Di Indonesia—setidaknya yang sering saya dengar –K-pop sering dihujat karena tidak sesuai dengan norma-norma masyarakat. Terutama karena gerakan menari dan gaya busananya. Banyak yang mengatakan bahwa busana yang digunakan oleh para Idol terlalu terbuka, Idol lelaki yang menggunakan riasan wajah juga menjadi sebuah keresahan tersendiri bagi orang-orang yang memang tidak membuka diri dengan musik K-Pop ini. Tidak hanya itu, banyaknya Idol yang melakukan operasi plastik juga tidak luput menjadi hujatan para haters.
Menurut saya pribadi—yang juga pernah menghujat K-Pop –sepertinya tidak adil jika kita melakukan penilaian berdasarkan penampilan mereka saja. Tidak ada salahnya, mencoba menikmati musik yang memang mereka produksi. Saya perlu mengapresiasi bagaimana para penulis lagu meletakkan banyak lirik-lirik yang indah dalam lagunya. Selain itu, irama lagu K-Pop juga memiliki kerumitan sendiri dalam nada-nadanya. Tidak ada salahnya ikut menikmati lagu-lagu ini sekali dalam beberapa saat.
10-step-skincare routine hingga mukbang
Pasti ada yang pernah geleng-geleng kepala melihat banyaknya langkah perawatan kulit yang satu ini. Bagi orang-orang yang malas merawat kulit seperti saya, pasti tidak mengerti logikanya. Mengapa setelah menggunakan produk ini harus ditimpa lagi produk ini atau lebih dasar lagi, mengapa sih harus sampai sepuluh? Agar angkanya bagus? Belum lagi ada budaya aneh lainnya. Salah satu budaya aneh lainnya adalah makan di depan kamera lalu dibagikan melalui internet. Misalnya, salah satu Youtuber yang channelnya diberi nama Tanboy Kun, Kanal yang sering mengunggah video mukbang ini sudah memiliki lebih dari lima juta subscriber. Memangnya tidak bisa ya mereka tidak memamerkan hidangannya?
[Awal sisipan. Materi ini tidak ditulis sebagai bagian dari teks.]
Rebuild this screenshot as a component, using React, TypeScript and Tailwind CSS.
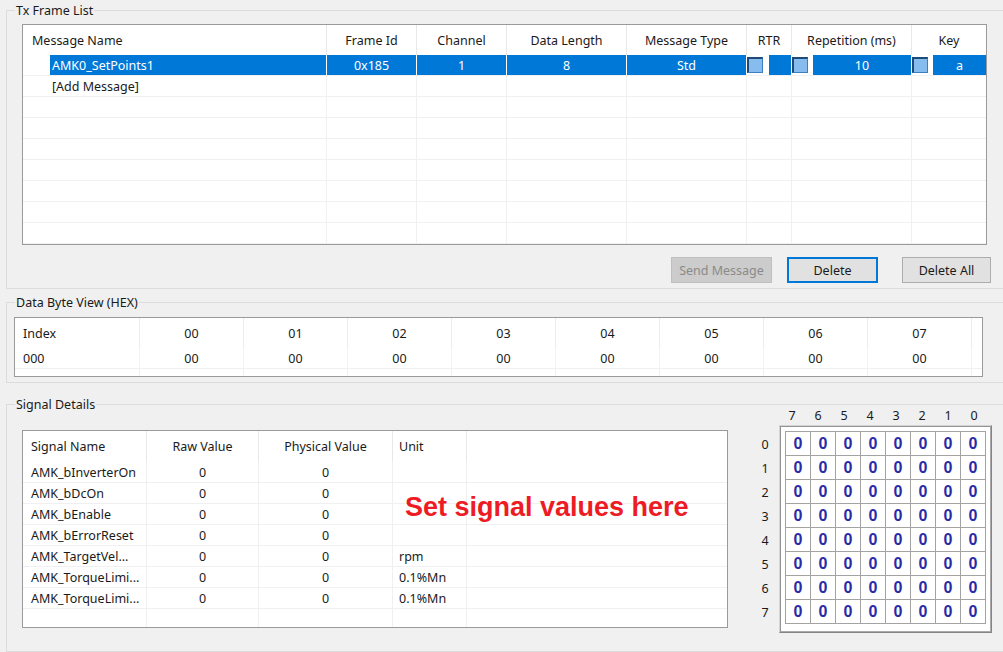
import React from 'react';

function Group({ title, className, children }: { title: string; className: string; children?: React.ReactNode }) {
  return (
    <div className={`border border-[#dcdcdc] ${className}`}>
      <div className="-mt-[8px] ml-[8px] w-fit bg-[#f0f0f0] px-[1px] leading-[14px] text-[#1a1a1a] pt-[1px]">{title}</div>
      {children}
    </div>
  );
}

function Check() {
  return (
    <div className="w-[16px] h-[16px] shrink-0 border-t-2 border-l-2 border-r border-b border-t-[#1d4a78] border-l-[#1d4a78] border-r-[#3d7fc0] border-b-[#3d7fc0] bg-[#86bdee]" />
  );
}

const txCols = [
  { label: 'Message Name', w: 'w-[303px]' },
  { label: 'Frame Id', w: 'w-[90px]' },
  { label: 'Channel', w: 'w-[90px]' },
  { label: 'Data Length', w: 'w-[120px]' },
  { label: 'Message Type', w: 'w-[120px]' },
  { label: 'RTR', w: 'w-[45px]' },
  { label: 'Repetition (ms)', w: 'w-[120px]' },
  { label: 'Key', w: 'w-[75px]' },
];

function EmptyTxRow({ name }: { name?: string }) {
  return (
    <div className="flex h-[21px] border-b border-[#f0f0f0]">
      {txCols.map((c, i) => (
        <div
          key={i}
          className={`${c.w} h-full flex items-center pt-[3px] ${i > 0 ? 'border-l border-[#f0f0f0]' : 'pl-[29px]'}`}
        >
          {i === 0 ? name : null}
        </div>
      ))}
    </div>
  );
}

function SelectedRow() {
  const cell = 'h-full bg-[#0078d7] flex items-center justify-center pt-[3px]';
  return (
    <div className="flex h-[21px] border-b border-[#f0f0f0] text-white">
      <div className="w-[303px] h-full pl-[27px]">
        <div className="h-full bg-[#0078d7] flex items-center pl-[2px] pt-[3px]">AMK0_SetPoints1</div>
      </div>
      <div className="w-[90px] h-full border-l border-white">
        <div className={cell}>0x185</div>
      </div>
      <div className="w-[90px] h-full border-l border-white">
        <div className={cell}>1</div>
      </div>
      <div className="w-[120px] h-full border-l border-white">
        <div className={cell}>8</div>
      </div>
      <div className="w-[120px] h-full border-l border-white">
        <div className={cell}>Std</div>
      </div>
      <div className="w-[45px] h-full border-l border-white flex items-center">
        <Check />
        <div className={`ml-[6px] flex-1 ${cell}`} />
      </div>
      <div className="w-[120px] h-full border-l border-white flex items-center">
        <Check />
        <div className={`ml-[5px] flex-1 ${cell}`}>10</div>
      </div>
      <div className="w-[75px] h-full border-l border-white flex items-center">
        <Check />
        <div className={`ml-[5px] flex-1 ${cell}`}>a</div>
      </div>
    </div>
  );
}

const byteCols = ['00', '01', '02', '03', '04', '05', '06', '07'];

const sigCols = [
  { label: 'Signal Name', w: 'w-[123px]', left: true },
  { label: 'Raw Value', w: 'w-[112px]', left: false },
  { label: 'Physical Value', w: 'w-[134px]', left: false },
  { label: 'Unit', w: 'w-[74px]', left: true },
];

const signals = [
  { name: 'AMK_bInverterOn', unit: '' },
  { name: 'AMK_bDcOn', unit: '' },
  { name: 'AMK_bEnable', unit: '' },
  { name: 'AMK_bErrorReset', unit: '' },
  { name: 'AMK_TargetVel...', unit: 'rpm' },
  { name: 'AMK_TorqueLimi...', unit: '0.1%Mn' },
  { name: 'AMK_TorqueLimi...', unit: '0.1%Mn' },
];

const bits = [7, 6, 5, 4, 3, 2, 1, 0];
const rowsIdx = [0, 1, 2, 3, 4, 5, 6, 7];

export default function App() {
  return (
    <div className="w-[1003px] h-[652px] overflow-hidden bg-[#f0f0f0] text-[12.5px] text-[#1a1a1a] font-['Noto_Sans',sans-serif]">
      <div className="pt-[10px] pl-[6px] w-[1030px]">
        {/* Tx Frame List */}
        <Group title="Tx Frame List" className="w-[1010px] h-[279px]">
          <div className="ml-[15px] mt-[6px] w-[965px] h-[221px] border border-[#9a9a9a] bg-white overflow-hidden">
            <div className="flex h-[30px]">
              {txCols.map((c, i) => (
                <div
                  key={i}
                  className={`${c.w} h-full flex items-center pt-[2px] ${i > 0 ? 'border-l border-[#e8e8e8] justify-center' : 'pl-[9px]'}`}
                >
                  {c.label}
                </div>
              ))}
            </div>
            <SelectedRow />
            <EmptyTxRow name="[Add Message]" />
            {[0, 1, 2, 3, 4, 5, 6].map((k) => (
              <EmptyTxRow key={k} />
            ))}
          </div>
          <div className="flex justify-end pr-[24px] mt-[12px] h-[26px]">
            <button className="w-[101px] h-full pt-[2px] bg-[#cccccc] border border-[#bfbfbf] text-[#8a8a8a]">Send Message</button>
            <button className="ml-[15px] w-[91px] h-full pt-[2px] bg-[#e1e1e1] border-2 border-[#0078d7]">Delete</button>
            <button className="ml-[24px] w-[89px] h-full pt-[2px] bg-[#e1e1e1] border border-[#adadad]">Delete All</button>
          </div>
        </Group>

        {/* Data Byte View */}
        <Group title="Data Byte View (HEX)" className="mt-[13px] w-[1010px] h-[81px]">
          <div className="ml-[7px] mt-[7px] w-[969px] h-[60px] border border-[#9a9a9a] bg-white overflow-hidden">
            <div className="flex h-[30px]">
              <div className="w-[124px] h-full flex items-center pl-[8px] pt-[3px]">Index</div>
              {byteCols.map((b) => (
                <div key={b} className="w-[104px] h-full flex items-center justify-center pt-[3px] border-l border-[#ececec]">
                  {b}
                </div>
              ))}
              <div className="flex-1 h-full border-l border-[#ececec]" />
            </div>
            <div className="flex h-[21px] border-b border-[#f0f0f0]">
              <div className="w-[124px] h-full flex items-center pl-[8px] pt-[3px]">000</div>
              {byteCols.map((b) => (
                <div key={b} className="w-[104px] h-full flex items-center justify-center pt-[3px] border-l border-[#f3f3f3]">
                  00
                </div>
              ))}
              <div className="flex-1 h-full border-l border-[#f3f3f3]" />
            </div>
            <div className="flex h-[7px]">
              <div className="w-[124px] h-full" />
              {byteCols.map((b) => (
                <div key={b} className="w-[104px] h-full border-l border-[#f0f0f0]" />
              ))}
              <div className="flex-1 h-full border-l border-[#f0f0f0]" />
            </div>
          </div>
        </Group>

        {/* Signal Details */}
        <Group title="Signal Details" className="mt-[21px] w-[1010px] h-[248px]">
          <div className="flex items-start">
            <div className="relative ml-[15px] mt-[18px] w-[706px] h-[198px] border border-[#9a9a9a] bg-white overflow-hidden">
              <div className="flex h-[31px]">
                {sigCols.map((c, i) => (
                  <div
                    key={i}
                    className={`${c.w} h-full flex items-center pt-[2px] ${i > 0 ? 'border-l border-[#e8e8e8]' : ''} ${c.left ? (i === 0 ? 'pl-[8px]' : 'pl-[6px]') : 'justify-center'}`}
                  >
                    {c.label}
                  </div>
                ))}
                <div className="flex-1 h-full border-l border-[#e8e8e8]" />
              </div>
              {signals.map((s, r) => (
                <div key={r} className="flex h-[21px] border-b border-[#f0f0f0]">
                  <div className="w-[123px] h-full flex items-center pl-[8px] pt-[3px] whitespace-nowrap">{s.name}</div>
                  <div className="w-[112px] h-full flex items-center justify-center pt-[3px] border-l border-[#f0f0f0]">0</div>
                  <div className="w-[134px] h-full flex items-center justify-center pt-[3px] border-l border-[#f0f0f0]">0</div>
                  <div className="w-[74px] h-full flex items-center pl-[6px] pt-[3px] border-l border-[#f0f0f0]">{s.unit}</div>
                  <div className="flex-1 h-full border-l border-[#f0f0f0]" />
                </div>
              ))}
              <div className="flex h-[18px]">
                <div className="w-[123px] h-full" />
                <div className="w-[112px] h-full border-l border-[#f0f0f0]" />
                <div className="w-[134px] h-full border-l border-[#f0f0f0]" />
                <div className="w-[74px] h-full border-l border-[#f0f0f0]" />
                <div className="flex-1 h-full border-l border-[#f0f0f0]" />
              </div>
              <div className="absolute left-[382px] top-[63px] text-[27px] leading-[27px] font-bold text-[#ed1c24] whitespace-nowrap font-['Liberation_Sans',Arial,sans-serif]">
                Set signal values here
              </div>
            </div>

            {/* Bit grid */}
            <div className="ml-[29px] -mt-[3px]">
              <div className="flex ml-[22px] h-[14px] leading-[14px]">
                {bits.map((b) => (
                  <div key={b} className="w-[26px] text-center">
                    {b}
                  </div>
                ))}
              </div>
              <div className="flex mt-[2px]">
                <div className="w-[16px] mr-[6px] pt-[8px] flex flex-col">
                  {rowsIdx.map((r) => (
                    <div key={r} className="h-[24px] flex items-center justify-center">
                      {r}
                    </div>
                  ))}
                </div>
                <div className="border border-t-[#d4d4d4] border-l-[#d4d4d4] border-r-[#858585] border-b-[#858585]">
                  <div className="border border-t-[#939393] border-l-[#939393] border-r-[#a9a9a9] border-b-[#a9a9a9] bg-white pt-[4px] pl-[4px] pr-[4px] pb-[7px]">
                    <div className="grid grid-cols-8 border-l border-t border-[#a3a3a3]">
                      {rowsIdx.map((r) =>
                        bits.map((b) => (
                          <div
                            key={`${r}-${b}`}
                            className="w-[25px] h-[24px] border-r border-b border-[#a3a3a3] flex items-center justify-center text-[16px] font-bold text-[#2a2aa8] font-['Liberation_Sans',Arial,sans-serif]"
                          >
                            0
                          </div>
                        ))
                      )}
                    </div>
                  </div>
                </div>
              </div>
            </div>
          </div>
        </Group>
      </div>
    </div>
  );
}
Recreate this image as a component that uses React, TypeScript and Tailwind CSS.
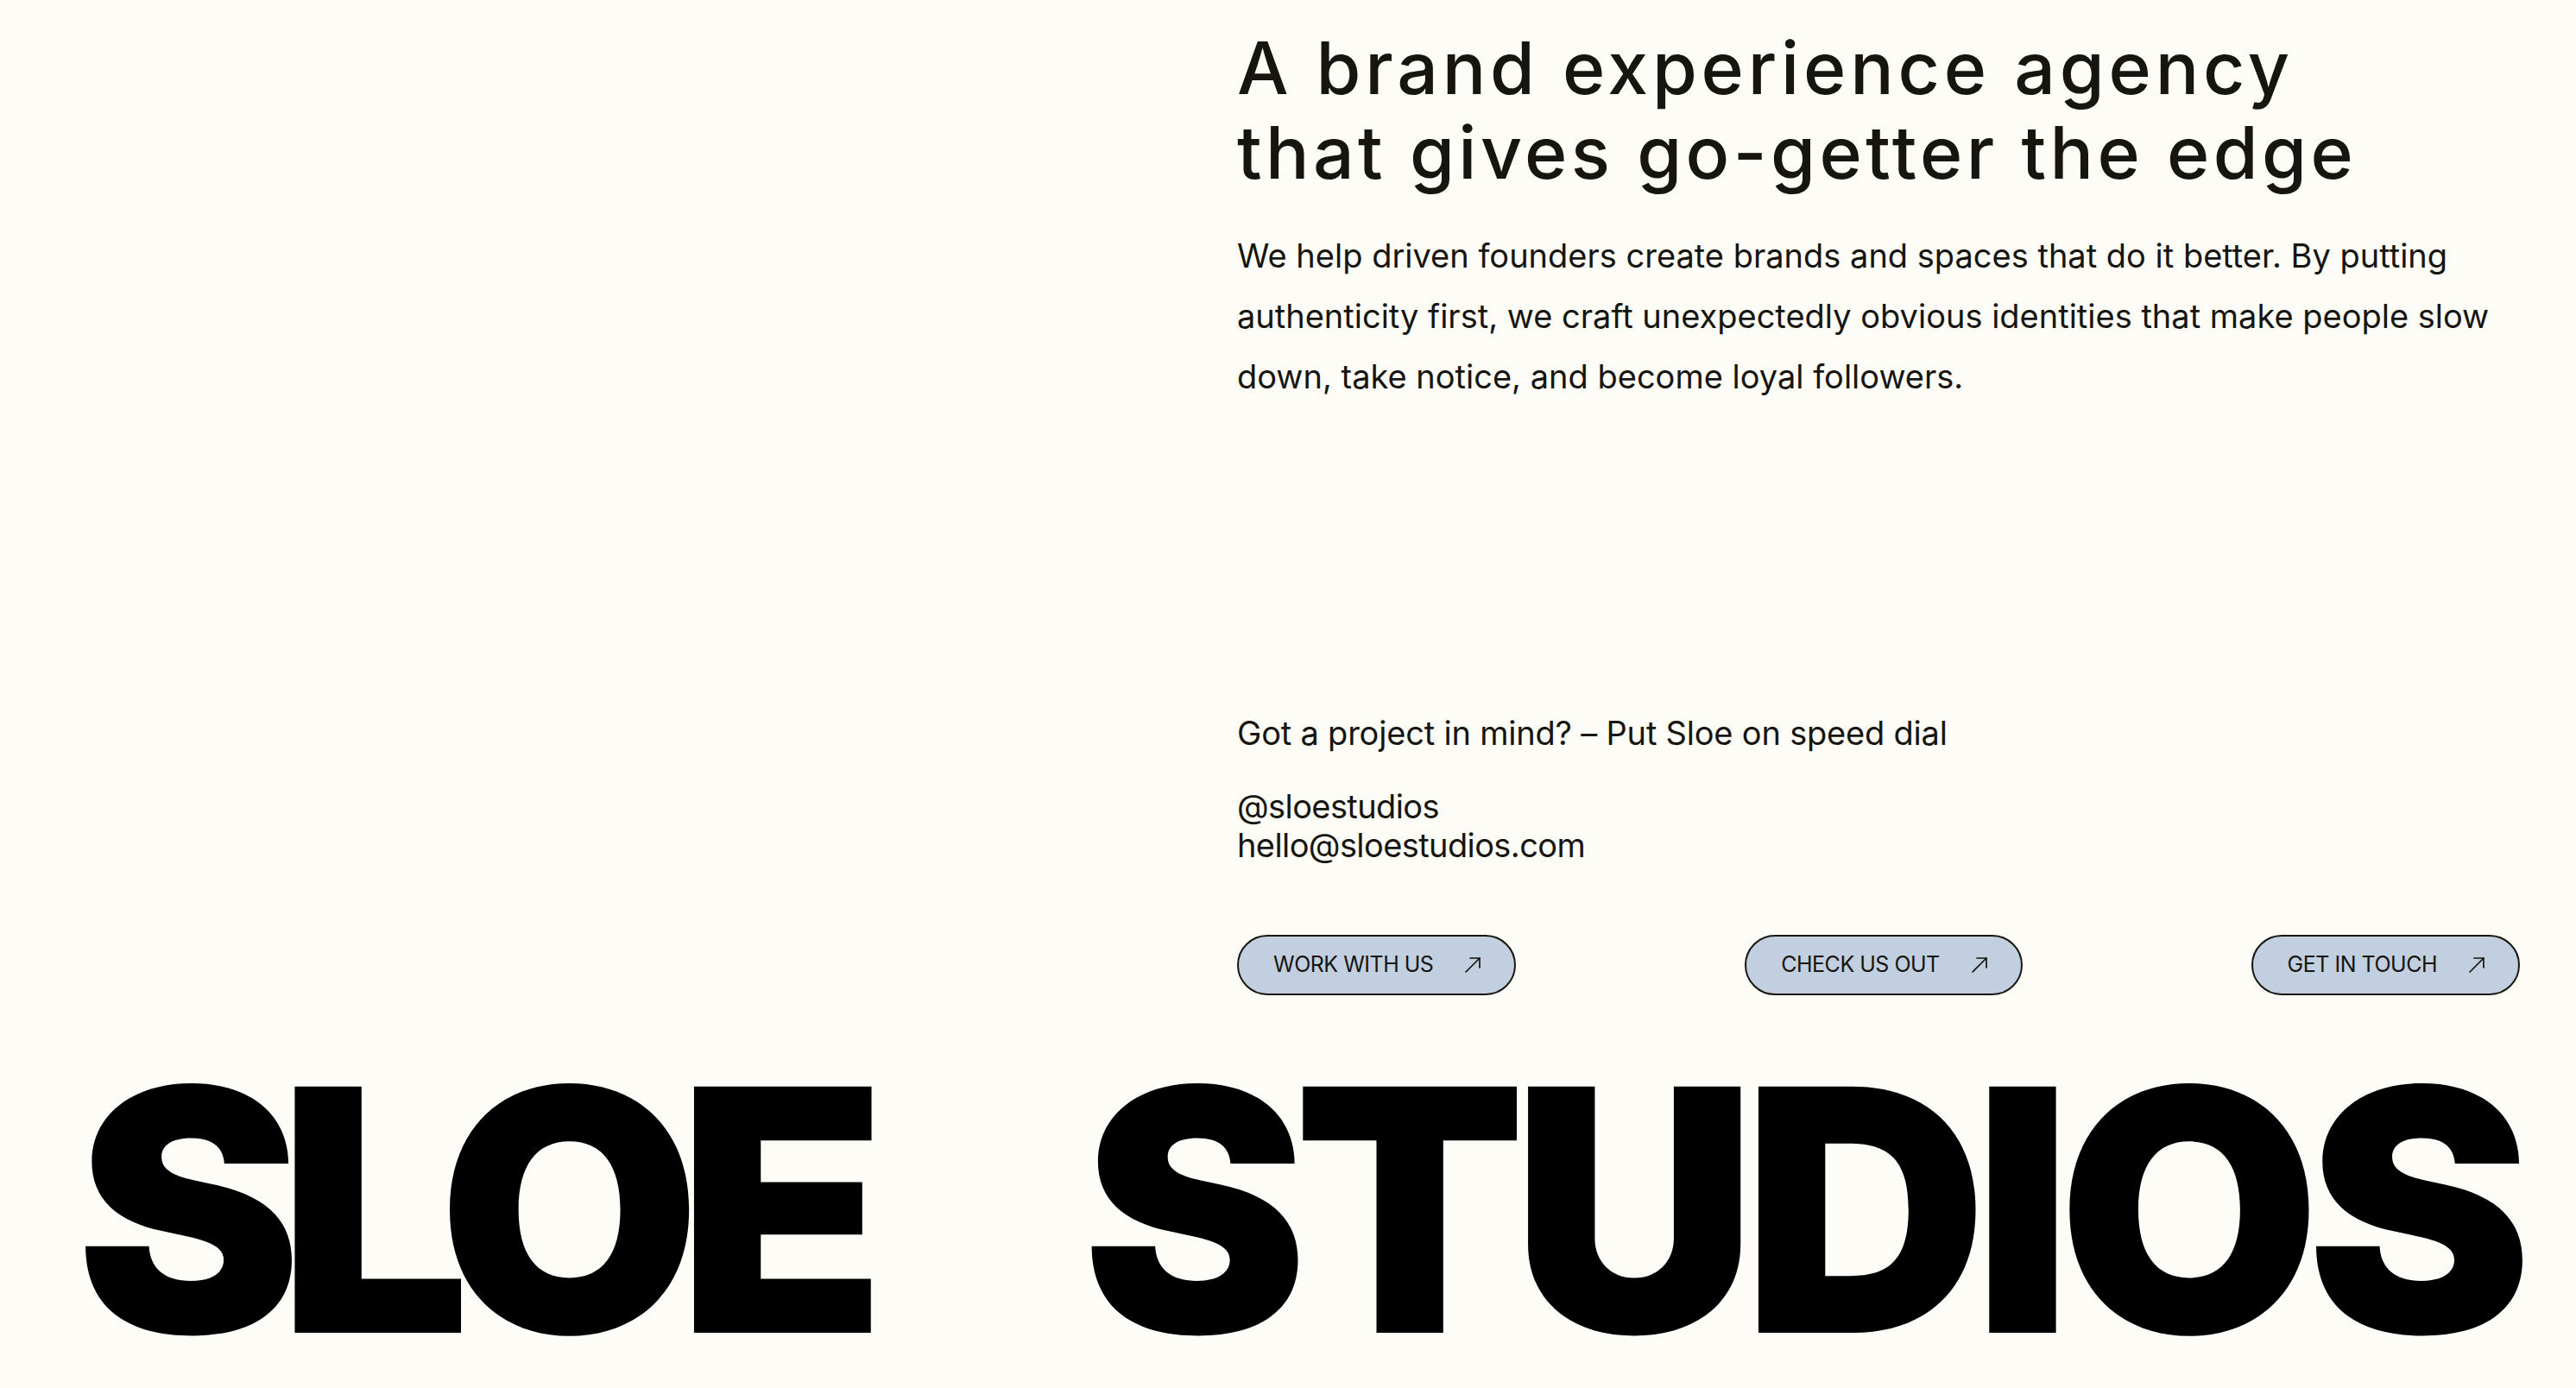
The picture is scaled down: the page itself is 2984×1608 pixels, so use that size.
import React from "react";

function Arrow() {
  return (
    <svg width="20" height="20" viewBox="0 0 20 20" fill="none" stroke="#16150f" strokeWidth="1.7" strokeLinecap="round" strokeLinejoin="round">
      <path d="M2 18 18 2" />
      <path d="M7 2h11v11" />
    </svg>
  );
}

function Pill({ label }: { label: string }) {
  return (
    <a className="flex h-[70px] items-center gap-[36px] rounded-full border-2 border-[#16150f] bg-[#c2cfe0] pl-[40px] pr-[38px] text-[25px] uppercase tracking-[-0.5px] text-[#16150f]">
      <span>{label}</span>
      <Arrow />
    </a>
  );
}

export default function App() {
  return (
    <div className="flex h-[1608px] w-full flex-col bg-[#fdfcf7] text-[#16150f]" style={{ fontFamily: "Inter, 'Noto Sans', sans-serif" }}>
      <div className="grid grid-cols-[1433px_1fr] pr-[65px]">
        <div />
        <div className="flex flex-col pt-[30px]">
          <h1 className="text-[84px] font-medium leading-[98px] tracking-[4.8px]">
            A brand experience agency
            <br />
            <span className="tracking-[4.4px]">that gives go-getter the edge</span>
          </h1>
          <p className="mt-[35px] text-[38px] leading-[70px] tracking-[0px]">
            We help driven founders create brands and spaces that do it better. By putting authenticity first, we craft unexpectedly obvious identities that make people slow down, take notice, and become loyal followers.
          </p>
          <p className="mt-[355px] text-[38px] leading-[46px] tracking-[-0.2px]">
            Got a project in mind? – Put Sloe on speed dial
          </p>
          <div className="mt-[40px] flex flex-col text-[38px] leading-[45px] tracking-[-0.6px]">
            <span>@sloestudios</span>
            <span>hello@sloestudios.com</span>
          </div>
          <div className="mt-[81px] flex items-center justify-between">
            <Pill label="Work with us" />
            <Pill label="Check us out" />
            <Pill label="Get in touch" />
          </div>
        </div>
      </div>
      <div className="mt-[92px] flex justify-between pl-[88px] pr-[51px] text-[392px] font-black leading-[0.8] text-black">
        <span className="pr-[26px] tracking-[-26px]">SLOE</span>
        <span className="pr-[16px] tracking-[-16px]">STUDIOS</span>
      </div>
    </div>
  );
}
Perawatan kulit yang katanya ribet setengah mati itu tentunya memiliki latar belakang sendiri. Misalnya, mereka merasa tidak puas jika hanya membersihkan wajah sekali saja dengan menggunakan sabun cuci muka. Agar merasa puas dengan kebersihan wajahnya, mereka harus menggunakan produk lain seperti micellar water. Mungkin bagi sebagian orang, wajah dan kulit adalah bagian penting dari tubuh yang harus dijaga sehingga mereka diharuskan untuk melakukan perawatan ekstra terhadap bagian tubuh ini.
Lalu untuk Mukbang sendiri, siaran yang isinya hanya memperlihatkan manusia yang sedang makan ini dibuat untuk menemani jiwa-jiwa kesepian yang tidak memiliki teman makan di luar sana. Tujuan lainnya adalah untuk melakukan review terhadap makanan tertentu dengan tujuan untuk mempromosikan suatu makanan.
Pro-Kontra yang Masih Membara
Masih banyak lagi pertanyaan yang mungkin berhubungan dengan “korea-korean” ini. Namun, sama seperti K-Pop tadi, tidak adil jika kita serta merta mengadili secara sepihak. Lagian¸saya salut juga sama manusia-manusia yang bisa-bisanya tidak kunjung lelah mengomentari kehidupan penggemar K-Pop ini. Memang, banyak budaya Hallyu yang beredar merupakan budaya baru yang berbeda sekali dengan budaya kita. Tapi, kalau memang budaya itu cocok dengan orang lain, dan selama mereka tidak melakukan hal-hal yang mengganggu, bukankah tidak apa?